Evals.sh

Feature Guides

Everything you need to know to harness the power of Evals.sh autonomous agents. Master frontend auditing, automated code reviews, and deep project evaluation.

Project Evaluation

Our flagship agent. The Project Evaluator actively spawns a headless browser instance, logs into your application, and attempts to accomplish a natural language goal exactly like a human QA tester would.

Writing a Good Prompt

The agent relies on clear instructions. A good prompt defines the end goal, not just the steps:

Bad: Click the blue button, then type text, then submit.
Good: Navigate to the store, add a pair of running shoes to the cart, and proceed to the checkout page ensuring the total updates correctly.

Protected Routes

  • If your app requires login (like a SaaS dashboard), check the Require Authentication toggle.
  • Provide dummy/test credentials. Never provide real production credentials or passwords you use elsewhere.

Frontend Audit

The Frontend Audit agent analyzes your live web application for critical user-facing issues, ensuring your app is fast, accessible, and secure.

How to use it

  • Enter a publicly accessible URL (e.g., https://example.com).
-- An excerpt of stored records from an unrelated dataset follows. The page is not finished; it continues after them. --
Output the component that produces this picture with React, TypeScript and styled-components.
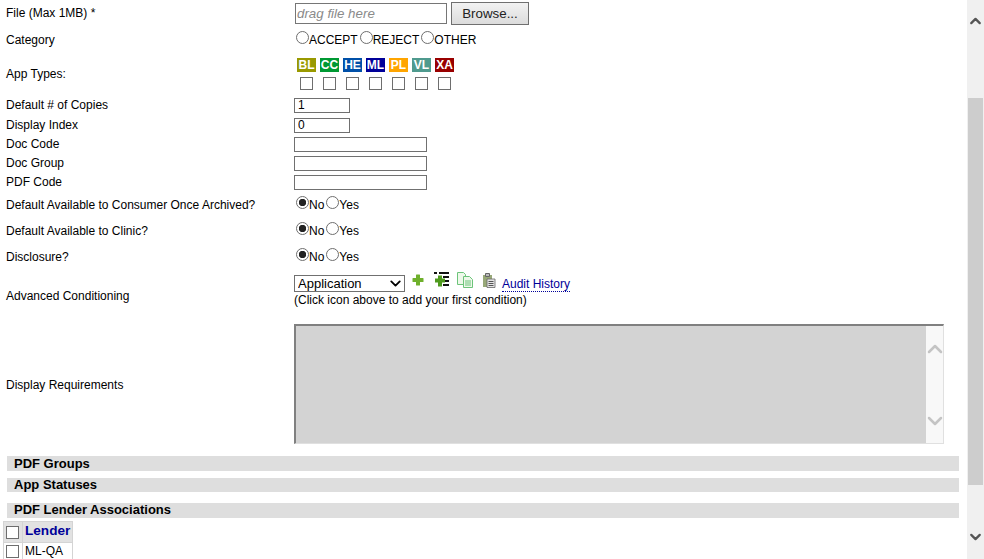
import React, { FC } from 'react';
import styled, { createGlobalStyle } from 'styled-components';
import { ChevronDown, ChevronUp } from 'lucide-react';

const GlobalStyle = createGlobalStyle`
  html, body {
    margin: 0;
    height: 559px;
    overflow: hidden;
    background: #fff;
  }
  body, input, button, select {
    font-family: "Liberation Sans", Arial, sans-serif;
    font-size: 12px;
    color: #000;
  }
`;

const Page = styled.div`
  display: flex;
  width: 984px;
  height: 559px;
  overflow: hidden;
`;

const Content = styled.div`
  width: 967px;
  flex: none;
`;

const Row = styled.div<{ $h: number }>`
  display: flex;
  align-items: center;
  height: ${ ({ $h }) => $h }px;
`;

const Label = styled.div<{ $nudge?: number }>`
  width: 288px;
  margin-top: ${ ({ $nudge = 0 }) => $nudge * 2 }px;
  padding-left: 6px;
  flex: none;
`;

const Field = styled.div`
  display: flex;
  align-items: center;
  min-width: 0;
`;

const NoYesField = styled(Field)`
  margin-bottom: 2px;
`;

const TextField = styled.input<{ $w: number }>`
  box-sizing: border-box;
  width: ${ ({ $w }) => $w }px;
  height: 15px;
  margin: 0;
  padding: 0 3px;
  border: 1px solid #707070;
  border-radius: 0;
  outline: none;
  background: #fff;
  font-size: 12px;
`;

const DropField = styled.div`
  box-sizing: border-box;
  width: 152px;
  height: 21px;
  margin-left: 1px;
  padding: 0 1px;
  border: 1px solid #767676;
  font-size: 13.33px;
  font-style: italic;
  line-height: 19px;
  color: #8a8a8a;
`;

const BrowseButton = styled.button`
  box-sizing: border-box;
  width: 78px;
  height: 23px;
  margin: 0 0 0 4px;
  padding: 0;
  border: 1px solid #707070;
  border-radius: 0;
  background: linear-gradient(#f2f2f2, #dcdcdc);
  font-size: 13.33px;
  color: #222;
`;

const RadioInput = styled.input.attrs({ type: 'radio' })`
  appearance: none;
  box-sizing: border-box;
  width: 13px;
  height: 13px;
  margin: 0 0 3px 2px;
  flex: none;
  border: 1px solid #6e6e6e;
  border-radius: 50%;
  background: #fff;

  &:checked {
    background: radial-gradient(circle, #222 0 3.4px, #fff 4px);
  }
`;

const RadioText = styled.span`
  margin-top: 1px;
`;

const TypeGrid = styled.div`
  display: grid;
  grid-template-columns: repeat(7, 19px);
  column-gap: 4px;
  row-gap: 5px;
  margin-left: 3px;
  justify-items: center;
`;

const TypeBadge = styled.span<{ $bg: string }>`
  width: 19px;
  height: 14px;
  background: ${ ({ $bg }) => $bg };
  color: #fff;
  font-size: 12px;
  font-weight: bold;
  line-height: 14px;
  text-align: center;
`;

const CheckBox = styled.input.attrs({ type: 'checkbox' })`
  display: block;
  appearance: none;
  box-sizing: border-box;
  width: 13px;
  height: 13px;
  margin: 0;
  border: 1px solid #6e6e6e;
  border-radius: 0;
  background: #fff;
`;

const ConditionStack = styled.div`
  display: flex;
  flex-direction: column;
  align-self: flex-start;
`;

const ConditionBar = styled.div`
  display: flex;
  align-items: flex-start;
  height: 24px;
`;

const SelectWrap = styled.div`
  position: relative;
  width: 111px;
  height: 17px;
  margin: 5px 7px 0 0;
  flex: none;
`;

const ConditionSelect = styled.select`
  appearance: none;
  box-sizing: border-box;
  display: block;
  width: 111px;
  height: 17px;
  margin: 0;
  padding: 0 0 0 3px;
  border: 1px solid #707070;
  border-radius: 0;
  background: #fff;
  font-size: 13px;
`;

const SelectArrow = styled(ChevronDown)`
  position: absolute;
  top: 0;
  right: 1px;
  pointer-events: none;
`;

const ToolIcon = styled.svg<{ $gap: number; $top: number }>`
  flex: none;
  margin-right: ${ ({ $gap }) => $gap }px;
  margin-top: ${ ({ $top }) => $top }px;
`;

const AuditLink = styled.a`
  margin-top: 7px;
  border-bottom: 1px dotted #000099;
  color: #000099;
  line-height: 14px;
`;

const HintText = styled.div`
  margin-top: -1px;
`;

const ReadOnlyArea = styled.div`
  display: flex;
  box-sizing: border-box;
  width: 650px;
  height: 120px;
  margin-bottom: 2px;
  border-style: solid;
  border-width: 2px 1px 1px 2px;
  border-color: #808080 #e0e0e0 #e0e0e0 #808080;
`;

const AreaFill = styled.div`
  flex: 1;
  background: #d3d3d3;
`;

const AreaScroll = styled.div`
  display: flex;
  flex-direction: column;
  align-items: center;
  justify-content: space-between;
  box-sizing: border-box;
  width: 17px;
  padding: 11px 0 10px;
  background: #f8f8f8;
  color: #c4c4c4;
`;

const SectionBar = styled.div<{ $h: number; $top: number; $lh: number }>`
  box-sizing: border-box;
  height: ${ ({ $h }) => $h }px;
  margin: ${ ({ $top }) => $top }px 8px 0 7px;
  padding-left: 7px;
  background: #dedede;
  font-size: 13px;
  font-weight: bold;
  line-height: ${ ({ $lh }) => $lh }px;
`;

const LenderTable = styled.table`
  margin: 3px 0 0 3px;
  border-collapse: collapse;
`;

const LenderCell = styled.td<{ $box?: boolean }>`
  height: 16px;
  padding: ${ ({ $box }) => ($box ? '0 3px 0 2px' : '0 2px') };
  border: 1px solid #d4d4d4;
  line-height: 14px;
`;

const HeadCell = styled(LenderCell)`
  height: 18px;
  padding-bottom: ${ ({ $box }) => ($box ? 0 : 2) }px;
  background: #e2e2e2;
  color: #000099;
  font-size: 13.6px;
  font-weight: bold;
`;

const Scrollbar = styled.div`
  display: flex;
  flex-direction: column;
  align-items: center;
  width: 17px;
  height: 559px;
  background: #f0f0f0;
  color: #555;
`;

const ScrollEnd = styled.div<{ $h: number }>`
  display: flex;
  align-items: center;
  justify-content: center;
  width: 100%;
  height: ${ ({ $h }) => $h }px;
`;

const ScrollThumb = styled.div`
  width: 15px;
  height: 387px;
  margin-top: 56px;
  background: #cdcdcd;
`;

const ScrollGap = styled.div`
  flex: 1;
`;

const Radio: FC<{ name: string; label: string; checked?: boolean }> = ({ name, label, checked }) => (
  <>
    <RadioInput name={ name } defaultChecked={ checked }/>
    <RadioText>{ label }</RadioText>
  </>
);

const NoYes: FC<{ name: string }> = ({ name }) => (
  <NoYesField>
    <Radio name={ name } label="No" checked/>
    <Radio name={ name } label="Yes"/>
  </NoYesField>
);

const APP_TYPES = [
  ['BL', '#999900'],
  ['CC', '#009933'],
  ['HE', '#0050a8'],
  ['ML', '#000099'],
  ['PL', '#ffa500'],
  ['VL', '#4f9a8e'],
  ['XA', '#990000'],
];

const App: FC = () => (
  <Page>
    <GlobalStyle/>
    <Content>
      <Row $h={ 26 }>
        <Label>File (Max 1MB) *</Label>
        <Field>
          <DropField>drag file here</DropField>
          <BrowseButton>Browse...</BrowseButton>
        </Field>
      </Row>
      <Row $h={ 26 }>
        <Label $nudge={ 1 }>Category</Label>
        <Field>
          <Radio name="category" label="ACCEPT"/>
          <Radio name="category" label="REJECT"/>
          <Radio name="category" label="OTHER"/>
        </Field>
      </Row>
      <Row $h={ 43 }>
        <Label>App Types:</Label>
        <TypeGrid>
          { APP_TYPES.map(([code, bg]) => <TypeBadge key={ code } $bg={ bg }>{ code }</TypeBadge>) }
          { APP_TYPES.map(([code]) => <CheckBox key={ code }/>) }
        </TypeGrid>
      </Row>
      <Row $h={ 20 }>
        <Label>Default # of Copies</Label>
        <TextField $w={ 56 } defaultValue="1"/>
      </Row>
      <Row $h={ 20 }>
        <Label>Display Index</Label>
        <TextField $w={ 56 } defaultValue="0"/>
      </Row>
      <Row $h={ 19 }>
        <Label $nudge={ -1 }>Doc Code</Label>
        <TextField $w={ 133 }/>
      </Row>
      <Row $h={ 19 }>
        <Label $nudge={ -1 }>Doc Group</Label>
        <TextField $w={ 133 }/>
      </Row>
      <Row $h={ 19 }>
        <Label $nudge={ -1 }>PDF Code</Label>
        <TextField $w={ 133 }/>
      </Row>
      <Row $h={ 26 }>
        <Label>Default Available to Consumer Once Archived?</Label>
        <NoYes name="consumer"/>
      </Row>
      <Row $h={ 26 }>
        <Label>Default Available to Clinic?</Label>
        <NoYes name="clinic"/>
      </Row>
      <Row $h={ 26 }>
        <Label>Disclosure?</Label>
        <NoYes name="disclosure"/>
      </Row>
      <Row $h={ 50 }>
        <Label $nudge={ 1 }>Advanced Conditioning</Label>
        <ConditionStack>
          <ConditionBar>
            <SelectWrap>
              <ConditionSelect defaultValue="Application">
                <option>Application</option>
              </ConditionSelect>
              <SelectArrow size={ 17 } strokeWidth={ 2.6 }/>
            </SelectWrap>
            <ToolIcon $gap={ 10 } $top={ 4 } width="12" height="12" viewBox="0 0 12 12">
              <path d="M4.500.5h3a.5.5 0 0 1 .5.5v3h3a.5.5 0 0 1 .5.5v3a.5.5 0 0 1-.5.5H8v3a.5.5 0 0 1-.5.5h-3a.5.5 0 0 1-.5-.5V8H1a.5.5 0 0 1-.5-.5v-3A.5.5 0 0 1 1 4h3V1a.5.5 0 0 1 .5-.5z" fill="#6fb02c"/>
            </ToolIcon>
            <ToolIcon $gap={ 8 } $top={ 2 } width="15" height="15" viewBox="0 0 15 15">
              <path d="M0 0h3v2H0zM5 0h10v2H5zM9 4h6v2H9zM10 8h5v2h-5zM9 12h6v2H9z" fill="#111"/>
              <path d="M4 3.500h4v3h3v4H8v4H4v-4H1v-4h3z" fill="#4f9a1e"/>
            </ToolIcon>
            <ToolIcon $gap={ 9 } $top={ 2 } width="16" height="16" viewBox="0 0 16 16" fill="#eef8ea" stroke="#6cc47a">
              <path d="M.5.5h6l2 2v10h-8z"/>
              <path d="M6.500 4.500h6l3 3v8h-9z"/>
              <path d="M8 9h6M8 11h6M8 13h6" fill="none"/>
            </ToolIcon>
            <ToolIcon $gap={ 6 } $top={ 2 } width="14" height="16" viewBox="0 0 14 16">
              <path d="M1 3h9v12H1z" fill="#98a878"/>
              <path d="M3.500 1.500h4v3h-4z" fill="#bbb" stroke="#666"/>
              <path d="M5 7h8v8.500H5z" fill="#e4e4e4" stroke="#666" strokeWidth=".8"/>
              <path d="M6.500 9.500h5M6.500 11.500h5M6.500 13.500h5" stroke="#555"/>
            </ToolIcon>
            <AuditLink>Audit History</AuditLink>
          </ConditionBar>
          <HintText>(Click icon above to add your first condition)</HintText>
        </ConditionStack>
      </Row>
      <Row $h={ 130 }>
        <Label>Display Requirements</Label>
        <ReadOnlyArea>
          <AreaFill/>
          <AreaScroll>
            <ChevronUp size={ 24 } strokeWidth={ 2.5 }/>
            <ChevronDown size={ 24 } strokeWidth={ 2.5 }/>
          </AreaScroll>
        </ReadOnlyArea>
      </Row>
      <SectionBar $h={ 15 } $top={ 6 } $lh={ 15 }>PDF Groups</SectionBar>
      <SectionBar $h={ 14 } $top={ 7 } $lh={ 13 }>App Statuses</SectionBar>
      <SectionBar $h={ 15 } $top={ 11 } $lh={ 14 }>PDF Lender Associations</SectionBar>
      <LenderTable>
        <tbody>
          <tr>
            <HeadCell $box><CheckBox/></HeadCell>
            <HeadCell>Lender</HeadCell>
          </tr>
          <tr>
            <LenderCell $box><CheckBox/></LenderCell>
            <LenderCell>ML-QA</LenderCell>
          </tr>
        </tbody>
      </LenderTable>
    </Content>
    <Scrollbar>
      <ScrollEnd $h={ 42 }><ChevronUp size={ 22 } strokeWidth={ 3.2 }/></ScrollEnd>
      <ScrollThumb/>
      <ScrollGap/>
      <ScrollEnd $h={ 44 }><ChevronDown size={ 22 } strokeWidth={ 3.2 }/></ScrollEnd>
    </Scrollbar>
  </Page>
);

export default App;
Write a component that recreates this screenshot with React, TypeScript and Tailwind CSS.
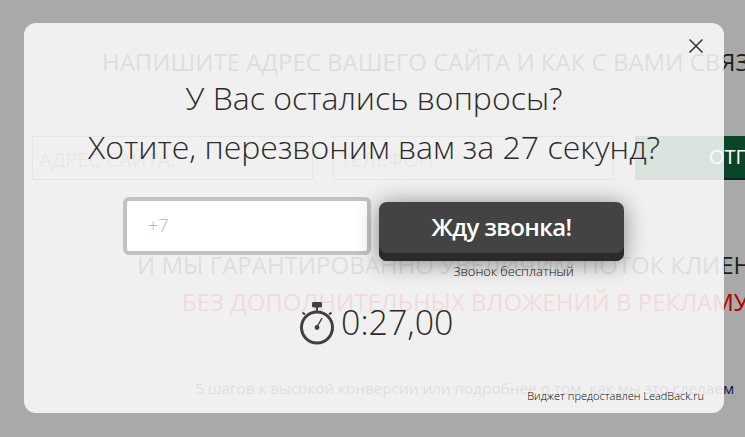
export default function App() {
  return (
    <div className="relative w-[745px] h-[437px] overflow-hidden bg-[#a9a9a9] font-['Open_Sans',sans-serif]">
      {/* page behind the dimmed overlay */}
      <div className="flex flex-col w-[1000px] text-[#1d1d1d]">
        <div className="pt-[43px] pl-[102px] h-[136px] text-[24px] leading-[38px] whitespace-nowrap">
          НАПИШИТЕ АДРЕС ВАШЕГО САЙТА И КАК С ВАМИ СВЯЗАТЬСЯ
        </div>
        <div className="flex pl-[32px] gap-[20px] h-[44px]">
          <div className="w-[281px] border border-[#555] pl-[6px] text-[20px] leading-[46px] text-[#666]">АДРЕС САЙТА:</div>
          <div className="w-[281px] border border-[#555] pl-[6px] text-[20px] leading-[46px] text-[#666]">ТЕЛЕФОН</div>
          <div className="w-[281px] ml-[1px] bg-[#0a4429] border-b-2 border-[#06281a] pl-[74px] text-[20px] leading-[42px] text-white">ОТПРАВИТЬ</div>
        </div>
        <div className="pt-[66px] pl-[137px] text-[24px] leading-[38px] whitespace-nowrap">
          И МЫ ГАРАНТИРОВАННО УВЕЛИЧИМ ПОТОК КЛИЕНТОВ
        </div>
        <div className="pl-[182px] -mt-[1px] text-[24px] leading-[38px] text-[#b30000] whitespace-nowrap">
          БЕЗ ДОПОЛНИТЕЛЬНЫХ ВЛОЖЕНИЙ В РЕКЛАМУ
        </div>
        <div className="pt-[55px] pl-[195px] text-[15.3px] leading-[24px] text-[#111a44] whitespace-nowrap">
          5 шагов к высокой конверсии или подробнее о том, как мы это сделаем
        </div>
      </div>

      {/* modal */}
      <div className="absolute left-[24px] top-[23px] w-[700px] h-[390px] rounded-[12px] bg-[#fafafa]/87 text-[#2b2b2b]">
        <button className="absolute right-[21px] top-[16px] w-[14px] h-[14px]" aria-label="Закрыть">
          <svg viewBox="0 0 14 14" className="w-[14px] h-[14px] block" fill="none" stroke="#333" strokeWidth="1.5">
            <path d="M0.5 0.5 L13.5 13.5 M13.5 0.5 L0.5 13.5" />
          </svg>
        </button>
        <div className="flex flex-col items-center pt-[53px]">
          <div className="text-[32px] leading-[44px] font-light whitespace-nowrap">У Вас остались вопросы?</div>
          <div className="mt-[5px] text-[32px] leading-[44px] font-light whitespace-nowrap">Хотите, перезвоним вам за 27 секунд?</div>
        </div>
        <div className="flex items-start pl-[99px] gap-[8px] mt-[28px]">
          <div className="w-[248px] h-[58px] border-[4px] border-[#c2c2c2] rounded-[6px] bg-white pl-[21px] text-[18px] leading-[48px] font-light text-[#b5b5b5]">+7</div>
          <div className="flex flex-col items-center mt-[5px]">
            <div className="w-[245px] h-[59px] rounded-[8px] bg-[#434343] shadow-[inset_0_-8px_0_#2b2b2b,0_2px_22px_rgba(0,0,0,0.45)] text-white text-[24px] leading-[50px] font-semibold tracking-[-0.6px] text-center">Жду звонка!</div>
            <div className="text-[13px] leading-[16px] mt-[2px] ml-[24px] font-light text-[#111]">Звонок бесплатный</div>
          </div>
        </div>
        <div className="flex items-center pl-[275px] mt-[20px] gap-[7px]">
          <svg viewBox="0 0 35 43" className="w-[35px] h-[43px] mt-[2px]" fill="none" stroke="#404040">
            <rect x="13" y="0" width="10" height="5.5" rx="1.4" fill="#404040" strokeWidth="0" />
            <path d="M18 5 V9" strokeWidth="2" />
            <circle cx="18" cy="25.5" r="15.5" strokeWidth="3" />
            <path d="M3.5 10.5 L6 12.5 M32.5 10.5 L30 12.5" strokeWidth="2.2" />
            <path d="M18 25 L23 16" strokeWidth="1.5" />
            <circle cx="18" cy="25.5" r="2.4" fill="#404040" strokeWidth="0" />
          </svg>
          <div className="text-[34px] leading-[46px] font-light whitespace-nowrap">0:27,00</div>
        </div>
        <div className="absolute right-[20px] bottom-[9px] text-[11px] leading-[16px] font-light text-black whitespace-nowrap">Виджет предоставлен LeadBack.ru</div>
      </div>
    </div>
  );
}
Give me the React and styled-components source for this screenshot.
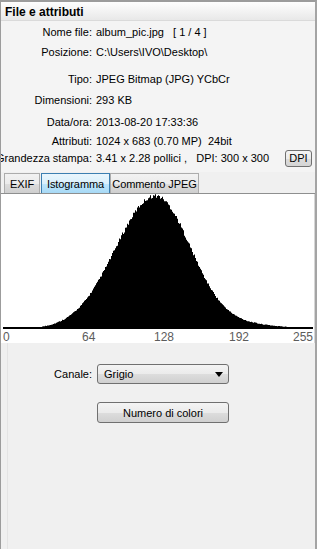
import React, {useMemo} from 'react';
import styled, {createGlobalStyle} from 'styled-components';

const GlobalStyle = createGlobalStyle`
    html, body {
        margin: 0;
        padding: 0;
        background: #f0f0f0;
        overflow: hidden;
    }
    body {
        font-family: "Liberation Sans", Arial, sans-serif;
        font-size: 11px;
        color: #000;
    }
`;

const Frame = styled.div`
    width: 317px;
    height: 549px;
    box-sizing: border-box;
    border-top: 2px solid #9c9c9c;
    border-left: 1px solid #9c9c9c;
    border-right: 2px solid #a4a4a4;
    background: #f0f0f0;
    display: flex;
    flex-direction: column;
    overflow: hidden;
`;

const Header = styled.div`
    height: 19px;
    flex-shrink: 0;
    box-sizing: border-box;
    padding: 2px 0 0 4px;
    display: flex;
    align-items: center;
    font-size: 12px;
    font-weight: bold;
    background: linear-gradient(#fefefe, #e8e8e8);
    border-bottom: 1px solid #dadada;
`;

const InfoPanel = styled.div`
    background: #f4f4f4;
    padding-bottom: 6px;
    display: flex;
    flex-direction: column;
`;

const Row = styled.div`
    display: flex;
    align-items: center;
    height: 16px;
    margin-top: ${p => p.$mt}px;
    white-space: nowrap;
`;

const Label = styled.div`
    width: 91px;
    flex-shrink: 0;
    display: flex;
    justify-content: flex-end;
    white-space: nowrap;
`;

const Value = styled.div`
    padding-left: 4px;
    white-space: pre;
`;

const SmallButton = styled.button`
    margin-left: auto;
    margin-right: 3px;
    width: 27px;
    height: 17px;
    padding: 0;
    font-family: inherit;
    font-size: 11px;
    border: 1px solid #707070;
    border-radius: 3px;
    background: linear-gradient(#f4f4f4 0%, #ebebeb 50%, #dcdcdc 51%, #d4d4d4 100%);
`;

const TabStrip = styled.div`
    display: flex;
    align-items: flex-end;
    height: 21px;
    padding-left: 3px;
    gap: 1px;
    border-bottom: 1px solid #8e8f8f;
`;

const Tab = styled.div`
    width: ${p => p.$w}px;
    height: 20px;
    box-sizing: border-box;
    display: flex;
    align-items: center;
    justify-content: center;
    letter-spacing: -0.1px;
    border: 1px solid ${p => (p.$active ? '#3c7fb1' : '#acacac')};
    border-bottom: none;
    margin-right: ${p => (p.$active ? '-1px' : '0')};
    background: ${p =>
        p.$active
            ? 'linear-gradient(#eaf6fd 0%, #d9f0fc 50%, #bee6fd 51%, #a7d9f5 100%)'
            : 'linear-gradient(#f2f2f2 0%, #ebebeb 50%, #dddddd 51%, #cfcfcf 100%)'};
`;

const HistPanel = styled.div`
    background: #fff;
    height: 149px;
    flex-shrink: 0;
    border-right: 1px solid #d6d6d6;
`;

const Controls = styled.div`
    flex: 1;
    margin-left: 6px;
    border-left: 1px solid #e4e4e4;
    padding-top: 21px;
    display: flex;
    flex-direction: column;
    gap: 18px;
`;

const ControlRow = styled.div`
    display: flex;
    align-items: center;
`;

const ControlLabel = styled.div`
    width: 84px;
    text-align: right;
    padding-right: 5px;
`;

const Select = styled.div`
    width: 132px;
    height: 20px;
    box-sizing: border-box;
    display: flex;
    align-items: center;
    justify-content: space-between;
    padding: 0 5px 0 6px;
    border: 1px solid #707070;
    border-radius: 3px;
    background: linear-gradient(#f4f4f4 0%, #ebebeb 50%, #dddddd 51%, #d0d0d0 100%);
`;

const Button = styled.button`
    margin-left: 89px;
    width: 132px;
    height: 21px;
    padding: 0;
    font-family: inherit;
    font-size: 11px;
    color: #000;
    border: 1px solid #707070;
    border-radius: 3px;
    background: linear-gradient(#f4f4f4 0%, #ebebeb 50%, #dddddd 51%, #d0d0d0 100%);
`;

const rows = [
    {label: 'Nome file:', value: 'album_pic.jpg   [ 1 / 4 ]', mt: 3},
    {label: 'Posizione:', value: 'C:\\Users\\IVO\\Desktop\\', mt: 4},
    {label: 'Tipo:', value: 'JPEG Bitmap (JPG) YCbCr', mt: 11},
    {label: 'Dimensioni:', value: '293 KB', mt: 5},
    {label: 'Data/ora:', value: '2013-08-20 17:33:36', mt: 6},
    {label: 'Attributi:', value: '1024 x 683 (0.70 MP)  24bit', mt: 3},
];

// altezza colonna (px) per ogni x dello schermo
const barHeight = (x) => {
    const d = x - 155;
    const s = d < 0 ? 40 : 35;
    let h = 133 * Math.exp(-(d * d) / (2 * s * s));
    h += 4 * Math.exp(-((x - 245) ** 2) / (2 * 35 * 35));
    const r = Math.abs(Math.sin(x * 12.9898) * 43758.5453) % 1;
    h += (r - 0.5) * Math.min(4, 0.6 + h * 0.035);
    return Math.max(2, Math.min(135, h));
};

const Histogram = () => {
    const path = useMemo(() => {
        let d = 'M2,135';
        for (let x = 3; x <= 312; x++) {
            const y = (135 - barHeight(x)).toFixed(1);
            d += ` V${y} H${x}`;
        }
        d += ' V135 Z';
        return d;
    }, []);

    const labels = [
        {t: '0', x: 2, a: 'start'},
        {t: '64', x: 81, a: 'start'},
        {t: '128', x: 153, a: 'start'},
        {t: '192', x: 228, a: 'start'},
        {t: '255', x: 312, a: 'end'},
    ];

    return (
        <svg width="313" height="149" viewBox="0 0 313 149">
            <path d={path} fill="#000" />
            {labels.map(l => (
                <text
                    key={l.t}
                    x={l.x}
                    y="147"
                    textAnchor={l.a}
                    fontFamily="Liberation Sans, Arial, sans-serif"
                    fontSize="12"
                    fill="#5c5c5c"
                >
                    {l.t}
                </text>
            ))}
        </svg>
    );
};

const App = () => {
    return (
        <>
            <GlobalStyle />
            <Frame>
                <Header>File e attributi</Header>
                <InfoPanel>
                    {rows.map(r => (
                        <Row key={r.label} $mt={r.mt}>
                            <Label>{r.label}</Label>
                            <Value>{r.value}</Value>
                        </Row>
                    ))}
                    <Row $mt={1}>
                        <Label>Grandezza stampa:</Label>
                        <Value>{'3.41 x 2.28 pollici ,   DPI: 300 x 300'}</Value>
                        <SmallButton>DPI</SmallButton>
                    </Row>
                </InfoPanel>
                <TabStrip>
                    <Tab $w={36}>EXIF</Tab>
                    <Tab $w={69} $active>Istogramma</Tab>
                    <Tab $w={89}>Commento JPEG</Tab>
                </TabStrip>
                <HistPanel>
                    <Histogram />
                </HistPanel>
                <Controls>
                    <ControlRow>
                        <ControlLabel>Canale:</ControlLabel>
                        <Select>
                            <span>Grigio</span>
                            <svg width="8" height="5" viewBox="0 0 8 5">
                                <polygon points="0,0 8,0 4,5" fill="#000" />
                            </svg>
                        </Select>
                    </ControlRow>
                    <Button>Numero di colori</Button>
                </Controls>
            </Frame>
        </>
    );
};

export default App;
Localhost URLs cannot be scanned.
  • Toggle the specific metrics you care about: Performance, Accessibility, or Security.
  • Provide optional instructions (e.g., "Focus on optimizing the hero image and reducing initial load time").

What to expect

The agent will simulate a Chromium browser, extract the DOM, run Lighthouse-style heuristics, and return a comprehensive report with performance metrics and detailed AI observations explaining exactly what is wrong and how to improve it.

Code Review

Acting as a staff-level engineer, the Code Review agent analyzes your source code to catch logic bugs, memory leaks, and anti-patterns before they hit production.

example-snippet.ts
const processData = (data: any) => { // AI will flag this 'any' type & suggest strict typing! return data.map(item => item.value * 2); }

How to use it

  • Paste raw code directly into the editor playground.
  • Select the specific language to help the AST parser context.
  • Check the "Detailed Explanations" toggle if you are a junior developer wanting to learn *why* the changes are suggested.

Supported Languages

TypeScript, JavaScript, Python, Go, Rust, and standard web technologies (HTML/CSS).

Groups & Bulk Jobs

When you need to evaluate ten, fifty, or a hundred different URLs at once, the Groups feature lets you batch tasks together and run them in parallel.

How to use it

  • Click Create Group on the Groups dashboard.
  • Select the evaluation type (Frontend Audit, Code Review, or Project Evaluation) that you want to run for everything in this batch.
  • You can manually enter a list of URLs, or upload a CSV file containing URLs to bulk-process dozens of Frontend Audits or Project Evaluations instantly.

Email Notifications & Scale

Bulk groups run async in our distributed worker clusters. You don't need to stay on the page. We highly recommend toggling on the Send me an email when this batch completes switch so you can walk away while the evaluations run.